> _Requirement_
Every line of the records must be repeated exactly; pictures stay out.

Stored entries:
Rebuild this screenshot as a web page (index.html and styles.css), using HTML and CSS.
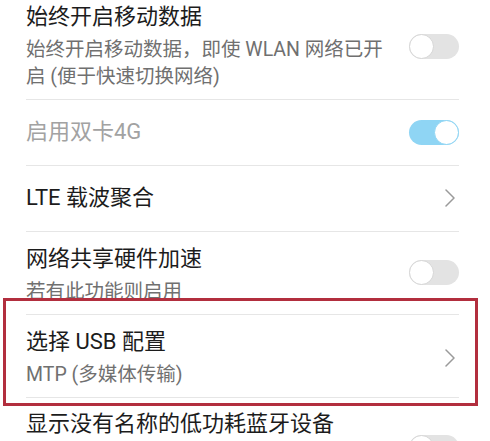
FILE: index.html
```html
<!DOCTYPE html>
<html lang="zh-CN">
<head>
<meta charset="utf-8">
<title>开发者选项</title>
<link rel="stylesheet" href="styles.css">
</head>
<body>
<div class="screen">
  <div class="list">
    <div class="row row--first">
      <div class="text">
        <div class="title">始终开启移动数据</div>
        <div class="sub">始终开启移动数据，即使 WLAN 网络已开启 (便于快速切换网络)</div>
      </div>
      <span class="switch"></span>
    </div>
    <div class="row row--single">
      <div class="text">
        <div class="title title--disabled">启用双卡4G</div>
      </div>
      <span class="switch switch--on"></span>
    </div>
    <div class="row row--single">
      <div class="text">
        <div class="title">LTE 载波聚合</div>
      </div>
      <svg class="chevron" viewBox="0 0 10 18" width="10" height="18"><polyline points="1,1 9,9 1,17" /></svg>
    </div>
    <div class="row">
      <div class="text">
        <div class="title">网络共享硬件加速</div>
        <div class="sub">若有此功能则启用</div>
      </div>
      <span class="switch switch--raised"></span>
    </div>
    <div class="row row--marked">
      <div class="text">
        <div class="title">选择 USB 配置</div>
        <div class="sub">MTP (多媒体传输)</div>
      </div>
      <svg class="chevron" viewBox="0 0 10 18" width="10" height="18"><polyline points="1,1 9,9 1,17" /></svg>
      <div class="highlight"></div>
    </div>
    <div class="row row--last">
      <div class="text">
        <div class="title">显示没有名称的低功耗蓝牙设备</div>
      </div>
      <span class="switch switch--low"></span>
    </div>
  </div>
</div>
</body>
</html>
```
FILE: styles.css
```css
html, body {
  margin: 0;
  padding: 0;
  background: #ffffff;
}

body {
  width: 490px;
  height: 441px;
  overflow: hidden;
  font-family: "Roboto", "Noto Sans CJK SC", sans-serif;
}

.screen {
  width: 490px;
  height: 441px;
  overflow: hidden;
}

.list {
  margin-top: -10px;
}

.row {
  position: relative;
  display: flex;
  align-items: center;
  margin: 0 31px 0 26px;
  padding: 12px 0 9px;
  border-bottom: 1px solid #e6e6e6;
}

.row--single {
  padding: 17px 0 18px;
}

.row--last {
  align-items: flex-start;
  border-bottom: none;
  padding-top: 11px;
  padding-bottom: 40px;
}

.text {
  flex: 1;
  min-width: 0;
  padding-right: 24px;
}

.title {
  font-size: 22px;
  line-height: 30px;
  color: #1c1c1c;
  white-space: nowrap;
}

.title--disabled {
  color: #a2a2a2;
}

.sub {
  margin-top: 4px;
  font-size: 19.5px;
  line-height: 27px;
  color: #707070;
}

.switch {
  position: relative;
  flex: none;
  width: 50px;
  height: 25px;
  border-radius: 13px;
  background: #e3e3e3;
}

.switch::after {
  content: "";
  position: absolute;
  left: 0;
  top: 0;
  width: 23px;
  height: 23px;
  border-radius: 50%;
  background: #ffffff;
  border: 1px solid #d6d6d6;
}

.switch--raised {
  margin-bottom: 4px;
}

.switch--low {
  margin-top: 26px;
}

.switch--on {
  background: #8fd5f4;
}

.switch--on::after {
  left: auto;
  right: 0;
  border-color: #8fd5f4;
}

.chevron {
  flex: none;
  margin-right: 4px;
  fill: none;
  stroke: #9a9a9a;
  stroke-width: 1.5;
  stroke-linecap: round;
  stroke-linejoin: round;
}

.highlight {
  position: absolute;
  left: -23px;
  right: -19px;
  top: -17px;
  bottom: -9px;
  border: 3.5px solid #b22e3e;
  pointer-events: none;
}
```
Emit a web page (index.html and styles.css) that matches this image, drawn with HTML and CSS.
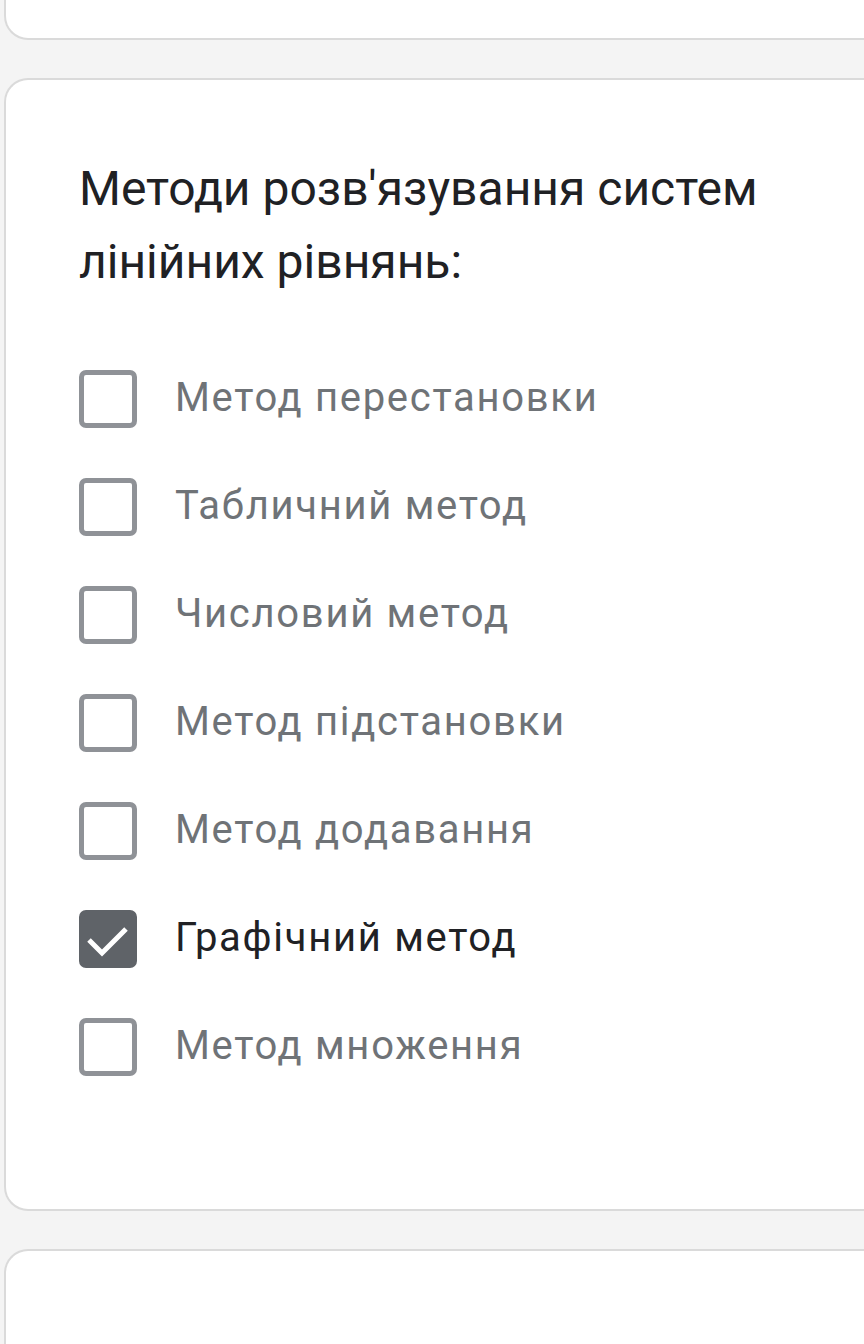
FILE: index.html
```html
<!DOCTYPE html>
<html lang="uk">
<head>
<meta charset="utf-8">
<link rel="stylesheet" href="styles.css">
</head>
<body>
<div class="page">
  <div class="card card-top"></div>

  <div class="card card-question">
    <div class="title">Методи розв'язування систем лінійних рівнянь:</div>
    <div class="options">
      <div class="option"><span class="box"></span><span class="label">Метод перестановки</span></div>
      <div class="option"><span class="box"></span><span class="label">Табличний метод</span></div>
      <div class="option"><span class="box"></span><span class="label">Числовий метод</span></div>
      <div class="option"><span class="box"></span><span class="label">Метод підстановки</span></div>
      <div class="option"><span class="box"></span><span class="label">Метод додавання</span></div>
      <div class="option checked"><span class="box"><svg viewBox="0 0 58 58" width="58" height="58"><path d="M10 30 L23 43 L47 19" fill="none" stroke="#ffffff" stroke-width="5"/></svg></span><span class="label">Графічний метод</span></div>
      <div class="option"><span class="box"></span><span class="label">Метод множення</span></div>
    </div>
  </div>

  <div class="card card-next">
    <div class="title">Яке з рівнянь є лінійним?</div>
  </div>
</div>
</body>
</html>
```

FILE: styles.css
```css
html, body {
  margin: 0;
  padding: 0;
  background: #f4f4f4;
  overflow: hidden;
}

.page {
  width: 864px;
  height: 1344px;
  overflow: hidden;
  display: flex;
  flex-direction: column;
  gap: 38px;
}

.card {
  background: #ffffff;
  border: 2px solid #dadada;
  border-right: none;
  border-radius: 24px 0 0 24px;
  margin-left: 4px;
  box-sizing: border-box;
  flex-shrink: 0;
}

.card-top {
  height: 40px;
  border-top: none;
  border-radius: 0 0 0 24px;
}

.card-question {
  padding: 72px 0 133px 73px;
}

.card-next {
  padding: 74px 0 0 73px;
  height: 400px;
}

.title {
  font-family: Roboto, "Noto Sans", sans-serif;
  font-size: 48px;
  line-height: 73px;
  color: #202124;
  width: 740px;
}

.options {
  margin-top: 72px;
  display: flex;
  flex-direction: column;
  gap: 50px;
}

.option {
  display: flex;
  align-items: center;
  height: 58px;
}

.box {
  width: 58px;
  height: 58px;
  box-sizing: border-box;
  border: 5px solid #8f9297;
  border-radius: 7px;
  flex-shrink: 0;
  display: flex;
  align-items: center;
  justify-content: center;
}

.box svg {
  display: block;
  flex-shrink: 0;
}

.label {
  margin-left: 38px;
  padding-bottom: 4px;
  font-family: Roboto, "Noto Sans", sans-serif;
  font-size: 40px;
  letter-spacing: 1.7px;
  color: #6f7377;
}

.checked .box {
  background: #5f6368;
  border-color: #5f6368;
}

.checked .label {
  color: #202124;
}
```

> _Output_
Rebuild this screenshot as a web page (index.html and styles.css), using HTML and CSS.
FILE: index.html
```html
<!DOCTYPE html>
<html lang="zh-CN">
<head>
<meta charset="utf-8">
<title>开发者选项</title>
<link rel="stylesheet" href="styles.css">
</head>
<body>
<div class="screen">
  <div class="list">
    <div class="row row--first">
      <div class="text">
        <div class="title">始终开启移动数据</div>
        <div class="sub">始终开启移动数据，即使 WLAN 网络已开启 (便于快速切换网络)</div>
      </div>
      <span class="switch"></span>
    </div>
    <div class="row row--single">
      <div class="text">
        <div class="title title--disabled">启用双卡4G</div>
      </div>
      <span class="switch switch--on"></span>
    </div>
    <div class="row row--single">
      <div class="text">
        <div class="title">LTE 载波聚合</div>
      </div>
      <svg class="chevron" viewBox="0 0 10 18" width="10" height="18"><polyline points="1,1 9,9 1,17" /></svg>
    </div>
    <div class="row">
      <div class="text">
        <div class="title">网络共享硬件加速</div>
        <div class="sub">若有此功能则启用</div>
      </div>
      <span class="switch switch--raised"></span>
    </div>
    <div class="row row--marked">
      <div class="text">
        <div class="title">选择 USB 配置</div>
        <div class="sub">MTP (多媒体传输)</div>
      </div>
      <svg class="chevron" viewBox="0 0 10 18" width="10" height="18"><polyline points="1,1 9,9 1,17" /></svg>
      <div class="highlight"></div>
    </div>
    <div class="row row--last">
      <div class="text">
        <div class="title">显示没有名称的低功耗蓝牙设备</div>
      </div>
      <span class="switch switch--low"></span>
    </div>
  </div>
</div>
</body>
</html>
```
FILE: styles.css
```css
html, body {
  margin: 0;
  padding: 0;
  background: #ffffff;
}

body {
  width: 490px;
  height: 441px;
  overflow: hidden;
  font-family: "Roboto", "Noto Sans CJK SC", sans-serif;
}

.screen {
  width: 490px;
  height: 441px;
  overflow: hidden;
}

.list {
  margin-top: -10px;
}

.row {
  position: relative;
  display: flex;
  align-items: center;
  margin: 0 31px 0 26px;
  padding: 12px 0 9px;
  border-bottom: 1px solid #e6e6e6;
}

.row--single {
  padding: 17px 0 18px;
}

.row--last {
  align-items: flex-start;
  border-bottom: none;
  padding-top: 11px;
  padding-bottom: 40px;
}

.text {
  flex: 1;
  min-width: 0;
  padding-right: 24px;
}

.title {
  font-size: 22px;
  line-height: 30px;
  color: #1c1c1c;
  white-space: nowrap;
}

.title--disabled {
  color: #a2a2a2;
}

.sub {
  margin-top: 4px;
  font-size: 19.5px;
  line-height: 27px;
  color: #707070;
}

.switch {
  position: relative;
  flex: none;
  width: 50px;
  height: 25px;
  border-radius: 13px;
  background: #e3e3e3;
}

.switch::after {
  content: "";
  position: absolute;
  left: 0;
  top: 0;
  width: 23px;
  height: 23px;
  border-radius: 50%;
  background: #ffffff;
  border: 1px solid #d6d6d6;
}

.switch--raised {
  margin-bottom: 4px;
}

.switch--low {
  margin-top: 26px;
}

.switch--on {
  background: #8fd5f4;
}

.switch--on::after {
  left: auto;
  right: 0;
  border-color: #8fd5f4;
}

.chevron {
  flex: none;
  margin-right: 4px;
  fill: none;
  stroke: #9a9a9a;
  stroke-width: 1.5;
  stroke-linecap: round;
  stroke-linejoin: round;
}

.highlight {
  position: absolute;
  left: -23px;
  right: -19px;
  top: -17px;
  bottom: -9px;
  border: 3.5px solid #b22e3e;
  pointer-events: none;
}
```
Emit a web page (index.html and styles.css) that matches this image, drawn with HTML and CSS.
FILE: index.html
```html
<!DOCTYPE html>
<html lang="uk">
<head>
<meta charset="utf-8">
<link rel="stylesheet" href="styles.css">
</head>
<body>
<div class="page">
  <div class="card card-top"></div>

  <div class="card card-question">
    <div class="title">Методи розв'язування систем лінійних рівнянь:</div>
    <div class="options">
      <div class="option"><span class="box"></span><span class="label">Метод перестановки</span></div>
      <div class="option"><span class="box"></span><span class="label">Табличний метод</span></div>
      <div class="option"><span class="box"></span><span class="label">Числовий метод</span></div>
      <div class="option"><span class="box"></span><span class="label">Метод підстановки</span></div>
      <div class="option"><span class="box"></span><span class="label">Метод додавання</span></div>
      <div class="option checked"><span class="box"><svg viewBox="0 0 58 58" width="58" height="58"><path d="M10 30 L23 43 L47 19" fill="none" stroke="#ffffff" stroke-width="5"/></svg></span><span class="label">Графічний метод</span></div>
      <div class="option"><span class="box"></span><span class="label">Метод множення</span></div>
    </div>
  </div>

  <div class="card card-next">
    <div class="title">Яке з рівнянь є лінійним?</div>
  </div>
</div>
</body>
</html>
```

FILE: styles.css
```css
html, body {
  margin: 0;
  padding: 0;
  background: #f4f4f4;
  overflow: hidden;
}

.page {
  width: 864px;
  height: 1344px;
  overflow: hidden;
  display: flex;
  flex-direction: column;
  gap: 38px;
}

.card {
  background: #ffffff;
  border: 2px solid #dadada;
  border-right: none;
  border-radius: 24px 0 0 24px;
  margin-left: 4px;
  box-sizing: border-box;
  flex-shrink: 0;
}

.card-top {
  height: 40px;
  border-top: none;
  border-radius: 0 0 0 24px;
}

.card-question {
  padding: 72px 0 133px 73px;
}

.card-next {
  padding: 74px 0 0 73px;
  height: 400px;
}

.title {
  font-family: Roboto, "Noto Sans", sans-serif;
  font-size: 48px;
  line-height: 73px;
  color: #202124;
  width: 740px;
}

.options {
  margin-top: 72px;
  display: flex;
  flex-direction: column;
  gap: 50px;
}

.option {
  display: flex;
  align-items: center;
  height: 58px;
}

.box {
  width: 58px;
  height: 58px;
  box-sizing: border-box;
  border: 5px solid #8f9297;
  border-radius: 7px;
  flex-shrink: 0;
  display: flex;
  align-items: center;
  justify-content: center;
}

.box svg {
  display: block;
  flex-shrink: 0;
}

.label {
  margin-left: 38px;
  padding-bottom: 4px;
  font-family: Roboto, "Noto Sans", sans-serif;
  font-size: 40px;
  letter-spacing: 1.7px;
  color: #6f7377;
}

.checked .box {
  background: #5f6368;
  border-color: #5f6368;
}

.checked .label {
  color: #202124;
}
```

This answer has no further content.